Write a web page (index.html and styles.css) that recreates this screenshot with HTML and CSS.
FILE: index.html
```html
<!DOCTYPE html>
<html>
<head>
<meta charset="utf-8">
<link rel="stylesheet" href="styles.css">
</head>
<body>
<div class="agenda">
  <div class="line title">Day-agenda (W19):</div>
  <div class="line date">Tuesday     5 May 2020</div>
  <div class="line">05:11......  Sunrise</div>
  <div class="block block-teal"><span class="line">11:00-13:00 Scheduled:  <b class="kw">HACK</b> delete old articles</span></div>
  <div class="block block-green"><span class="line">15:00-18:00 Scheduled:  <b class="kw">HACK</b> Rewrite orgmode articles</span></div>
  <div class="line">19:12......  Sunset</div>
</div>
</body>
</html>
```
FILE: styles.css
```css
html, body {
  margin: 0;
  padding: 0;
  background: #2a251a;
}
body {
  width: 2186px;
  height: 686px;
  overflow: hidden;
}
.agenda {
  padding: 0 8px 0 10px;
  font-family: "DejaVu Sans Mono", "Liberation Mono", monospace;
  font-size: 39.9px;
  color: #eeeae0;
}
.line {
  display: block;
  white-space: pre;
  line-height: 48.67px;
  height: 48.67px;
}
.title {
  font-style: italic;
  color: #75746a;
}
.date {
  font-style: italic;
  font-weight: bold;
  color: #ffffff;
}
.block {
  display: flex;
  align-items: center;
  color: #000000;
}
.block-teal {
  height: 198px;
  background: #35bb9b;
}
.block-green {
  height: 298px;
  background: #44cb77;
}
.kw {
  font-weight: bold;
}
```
----
- [Problem details]: Write the data out again in full and exactly.

- [Result]:
Write a web page (index.html and styles.css) that recreates this screenshot with HTML and CSS.
FILE: index.html
```html
<!DOCTYPE html>
<html>
<head>
<meta charset="utf-8">
<link rel="stylesheet" href="styles.css">
</head>
<body>
<div class="agenda">
  <div class="line title">Day-agenda (W19):</div>
  <div class="line date">Tuesday     5 May 2020</div>
  <div class="line">05:11......  Sunrise</div>
  <div class="block block-teal"><span class="line">11:00-13:00 Scheduled:  <b class="kw">HACK</b> delete old articles</span></div>
  <div class="block block-green"><span class="line">15:00-18:00 Scheduled:  <b class="kw">HACK</b> Rewrite orgmode articles</span></div>
  <div class="line">19:12......  Sunset</div>
</div>
</body>
</html>
```
FILE: styles.css
```css
html, body {
  margin: 0;
  padding: 0;
  background: #2a251a;
}
body {
  width: 2186px;
  height: 686px;
  overflow: hidden;
}
.agenda {
  padding: 0 8px 0 10px;
  font-family: "DejaVu Sans Mono", "Liberation Mono", monospace;
  font-size: 39.9px;
  color: #eeeae0;
}
.line {
  display: block;
  white-space: pre;
  line-height: 48.67px;
  height: 48.67px;
}
.title {
  font-style: italic;
  color: #75746a;
}
.date {
  font-style: italic;
  font-weight: bold;
  color: #ffffff;
}
.block {
  display: flex;
  align-items: center;
  color: #000000;
}
.block-teal {
  height: 198px;
  background: #35bb9b;
}
.block-green {
  height: 298px;
  background: #44cb77;
}
.kw {
  font-weight: bold;
}
```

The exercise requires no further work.